Just before Christmas a couple of years ago, I almost lost our car. I arrived for a school event at All Saints and parked up as the children were rounding the corner on the redway about a minute’s walk from the church. Although I was mostly set up already, I had about two minutes of final preparations to do. I grabbed my kit from the boot, waved to the class, asked the teacher to hold them at the gate for two minutes, and hurried into the church. As it happened, I left the car key in the boot lock, on show for all to see.
A couple of hours later, as I was finishing another meeting after the school had gone, a very kind local family popped into church asking if anyone had left their key in the boot-lock of a blue car. That was, of course, me. Thanking them profusely I retrieved the key, grateful that we lived in a safe and neighbourly area!

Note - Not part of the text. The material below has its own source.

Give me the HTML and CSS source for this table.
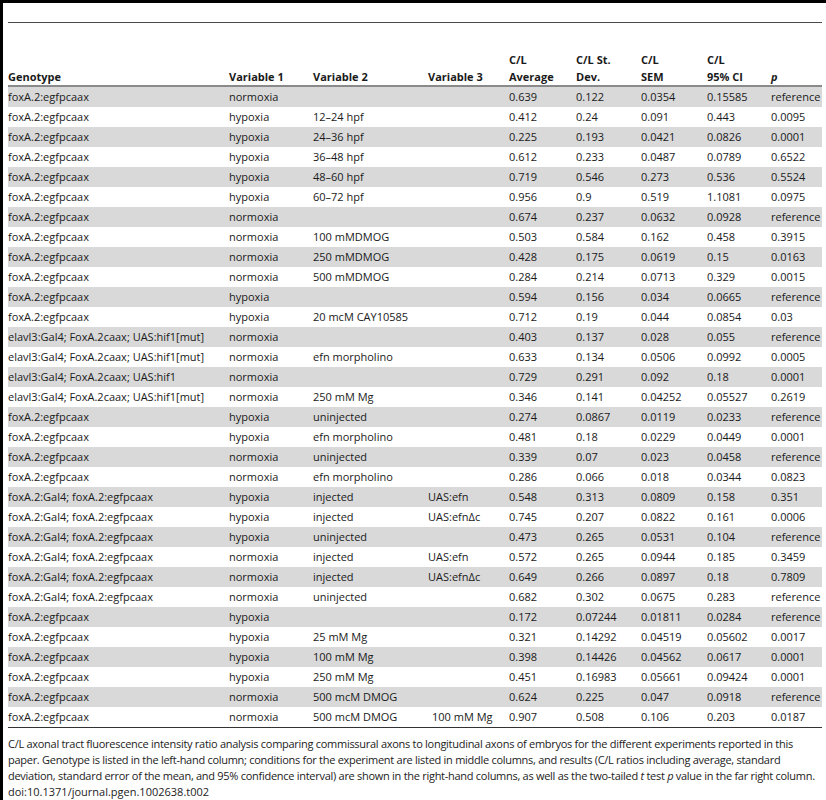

When events overtake us, and we have to act quickly, it’s easy do things like that. For the shepherds in our story, the golden rule was: ‘Never leave your sheep.’ Sheep were precious, and vulnerable to rustlers and predators alike. And yet here we find them doing just that: hurrying away from the fields and into town. Risking their livelihoods, and their reputation.
For good reason, it turns out. They were on their way to visit the king! And they, of all people, had been chosen to do just that. To be first on the scene. To represent humanity offering its worship and praise to the child in the manger. God had come down, and they had the ringside seats.
I imagine, in that moment, their business was the last thing on their minds. When God meets with us, we crave more of his presence. Something keeps drawing us back. We want to meet Jesus again, and again.
The shepherds are a great part of the story. They are people like us, and do things like we do. At least they had a heavenly host as their excuse, rather than thirty 5 and 6 year-olds. But their hearts had been ‘strangely warmed’ – they were filled with the excitement of God’s intervention in their lives. They got to meet Jesus – ordinary people caught up in an extraordinary story.
That is our privilege too. God is still meeting ordinary people. Often in unexpected ways. Always to draw us into his presence, and towards worship, hope and peace. May God meet with us this Advent, as he did the shepherds. And may it too cause us to ‘hurry’ once more to meet Jesus, and worship the new-born king.